Overall, our finding for the contrastive action replicated our results from the first experiment. We found reduced attention to the goal, compared to the baseline, when a contrastive action was paired with an assertive–negative (contrastive) instruction, as shown by the smooth difference comparisons. For the noncontrastive actions, in Experiment 2, we observed a decrease in goal‐looks for both assertive–assertive and assertive–negative conditions compared to the baseline (no‐instruction). While the effect for the assertive–assertive condition replicated the findings from the first experiment, the decrease in attention to the goal in the assertive–negative condition in the second experiment was unexpected and might reflect the benefit of using an assertion at the first subevent for noncontrastive actions. Notably, the peaks in the goal‐looks occurred earlier in this experiment than in the first experiment, and the effect was more pronounced.
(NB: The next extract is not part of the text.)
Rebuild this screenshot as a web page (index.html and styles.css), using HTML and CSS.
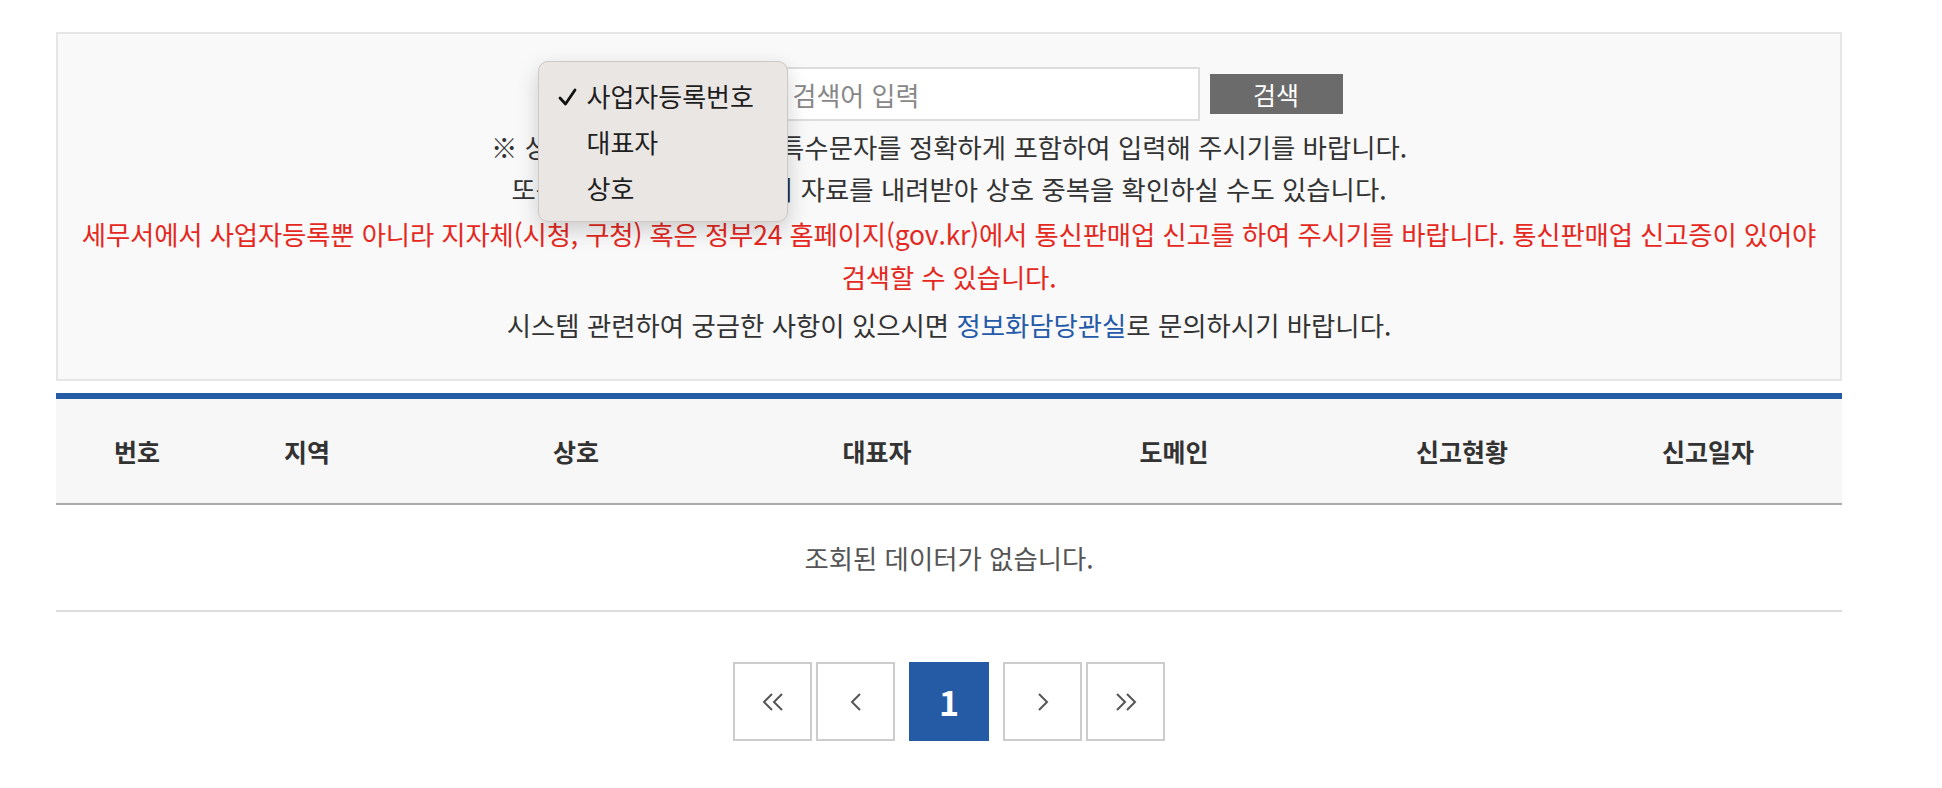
FILE: index.html
```html
<!DOCTYPE html>
<html lang="ko">
<head>
    <meta charset="UTF-8">
    <meta name="viewport" content="width=device-width, initial-scale=1.0">
    <title>통신판매사업자 조회</title>
    <link rel="stylesheet" href="styles.css">
</head>
<body>
    <div class="wrap">
        <div class="search-box">
            <div class="search-row">
                <div class="select-wrap">
                    <select class="search-select">
                        <option>사업자등록번호</option>
                        <option>대표자</option>
                        <option>상호</option>
                    </select>
                    <!-- 열린 선택 목록 -->
                    <ul class="select-popup">
                        <li class="selected">
                            <svg class="check" width="19" height="18" viewBox="0 0 19 18"><path d="M2 10 L7.5 16 L17 2" fill="none" stroke="#111" stroke-width="2.8" stroke-linecap="round" stroke-linejoin="round"/></svg>
                            사업자등록번호
                        </li>
                        <li>대표자</li>
                        <li>상호</li>
                    </ul>
                </div>
                <input type="text" class="search-input" placeholder="검색어 입력">
                <button class="search-btn">검색</button>
            </div>
            <p class="notice">※ 상호 검색 시 띄어쓰기, 특수문자를 정확하게 포함하여 입력해 주시기를 바랍니다.<br>또는 공공데이터포털 등의 자료를 내려받아 상호 중복을 확인하실 수도 있습니다.</p>
            <p class="notice red">세무서에서 사업자등록뿐 아니라 지자체(시청, 구청) 혹은 정부24 홈페이지(gov.kr)에서 통신판매업 신고를 하여 주시기를 바랍니다. 통신판매업 신고증이 있어야 검색할 수 있습니다.</p>
            <p class="notice last">시스템 관련하여 궁금한 사항이 있으시면 <a href="#" class="link">정보화담당관실</a>로 문의하시기 바랍니다.</p>
        </div>

        <table class="list">
            <colgroup>
                <col style="width: 162px">
                <col style="width: 178px">
                <col style="width: 360px">
                <col style="width: 242px">
                <col style="width: 352px">
                <col style="width: 224px">
                <col style="width: 268px">
            </colgroup>
            <thead>
                <tr>
                    <th>번호</th>
                    <th>지역</th>
                    <th>상호</th>
                    <th>대표자</th>
                    <th>도메인</th>
                    <th>신고현황</th>
                    <th>신고일자</th>
                </tr>
            </thead>
            <tbody>
                <tr>
                    <td colspan="7" class="empty">조회된 데이터가 없습니다.</td>
                </tr>
            </tbody>
        </table>

        <div class="paging">
            <a href="#" class="page-btn"><svg width="22" height="18" viewBox="0 0 22 18"><path d="M10 1 L2 9 L10 17 M20 1 L12 9 L20 17" fill="none" stroke="#555" stroke-width="2"/></svg></a>
            <a href="#" class="page-btn"><svg width="12" height="18" viewBox="0 0 12 18"><path d="M10 1 L2 9 L10 17" fill="none" stroke="#555" stroke-width="2"/></svg></a>
            <span class="page-num">1</span>
            <a href="#" class="page-btn"><svg width="12" height="18" viewBox="0 0 12 18"><path d="M2 1 L10 9 L2 17" fill="none" stroke="#555" stroke-width="2"/></svg></a>
            <a href="#" class="page-btn"><svg width="22" height="18" viewBox="0 0 22 18"><path d="M2 1 L10 9 L2 17 M12 1 L20 9 L12 17" fill="none" stroke="#555" stroke-width="2"/></svg></a>
        </div>
    </div>
</body>
</html>
```

FILE: styles.css
```css
body {
    margin: 0;
    background: #fff;
    font-family: "Noto Sans CJK KR", "Noto Sans", sans-serif;
    color: #333;
}
.wrap {
    width: 1786px;
    margin-left: 56px;
    padding-top: 32px;
}
.search-box {
    border: 2px solid #e6e6e6;
    background: #f9f9f9;
    padding: 33px 8px 33px;
    text-align: center;
}
.search-row {
    display: flex;
    justify-content: center;
    align-items: center;
    height: 54px;
}
.select-wrap {
    position: relative;
    width: 210px;
    height: 54px;
    margin-right: 8px;
}
.search-select {
    appearance: none;
    width: 100%;
    height: 54px;
    border: 2px solid #ddd;
    background: #fff;
    font-family: inherit;
    font-size: 24px;
    padding: 0 10px;
}
.select-popup {
    position: absolute;
    top: -6px;
    left: -18px;
    width: 248px;
    margin: 0;
    padding: 11px 0 10px;
    list-style: none;
    background: #e9e6e4;
    border: 1px solid #cbc8c6;
    border-radius: 10px;
    box-shadow: 0 8px 22px rgba(0, 0, 0, 0.18);
    text-align: left;
    z-index: 3;
}
.select-popup li {
    position: relative;
    height: 46px;
    line-height: 46px;
    padding-left: 48px;
    font-size: 26px;
    color: #1e1e1e;
}
.select-popup .check {
    position: absolute;
    left: 19px;
    top: 15px;
}
.search-input {
    box-sizing: border-box;
    width: 426px;
    height: 54px;
    border: 2px solid #ddd;
    background: #fff;
    padding: 0 17px;
    font-family: inherit;
    font-size: 26px;
    color: #333;
    outline: none;
}
.search-input::placeholder {
    color: #888;
}
.search-btn {
    width: 133px;
    height: 40px;
    margin-left: 10px;
    border: none;
    background: #6b6b6b;
    color: #fff;
    font-family: inherit;
    font-size: 25px;
    padding: 0;
    cursor: pointer;
}
.notice {
    margin: 5px 0 0;
    font-size: 26.4px;
    line-height: 42px;
    color: #333;
    word-break: keep-all;
}
.notice.red {
    margin-top: 2px;
    line-height: 43px;
    letter-spacing: -0.15px;
    color: #e5281e;
}
.notice.last {
    line-height: 43px;
    margin-top: 5px;
}
.link {
    color: #255aa8;
    text-decoration: none;
}
.list {
    width: 100%;
    margin-top: 12px;
    border-collapse: collapse;
    table-layout: fixed;
    border-top: 6px solid #255aa5;
}
.list th {
    height: 104px;
    padding: 0;
    background: #f7f7f7;
    border-bottom: 2px solid #aaa;
    font-size: 25px;
    font-weight: bold;
    color: #333;
}
.list td.empty {
    height: 105px;
    padding: 0;
    border-bottom: 2px solid #dcdcdc;
    text-align: center;
    font-size: 26.4px;
    color: #555;
}
.paging {
    display: flex;
    justify-content: center;
    margin-top: 50px;
}
.page-btn {
    box-sizing: border-box;
    display: flex;
    align-items: center;
    justify-content: center;
    width: 79px;
    height: 79px;
    border: 2px solid #ccc;
    background: #fff;
    margin: 0 2px;
}
.page-num {
    display: flex;
    align-items: center;
    justify-content: center;
    width: 80px;
    height: 79px;
    margin: 0 12px;
    background: #255aa5;
    color: #fff;
    font-size: 34px;
    font-weight: bold;
}
```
While the influence of multimodal overlapping on attention was already visible here, turning back to our hypothesis on instruction‐action temporal synchrony, we analyzed early and late goal‐look behaviors separately by statistically comparing the two experiments (see Section 9.3).
Recall
8.2
For the analysis of the recall data, we used our earlier generalized linear mixed model tofit the complete dataset across both experiments, and conducted a log‐likelihood test between the full and reduced models (Barr et al., 2013). When compared across experiments, we did not observe a significant increase in the score for the second experiment (instruction along with the action), suggesting that the recall remains invariant to the instruction‐action synchrony. Following this, we tested the main effect of instruction on action recall focusing specifically on Experiment 2. The model included the main predictors by treatment‐coding, such that the intercept represented the no‐instruction (baseline) condition. To account for the variances arising due to the items or the subjects, both were treated as the random factors. Adding the by‐item adjustment to the intercept, however, did not significantly improve the model. A post‐hoc multiple comparison was conducted using the emmeans package to obtain the estimates for the factors of interest after the model fitting. The model summary is provided in Table 4, and the estimates are visualized in Fig. 6.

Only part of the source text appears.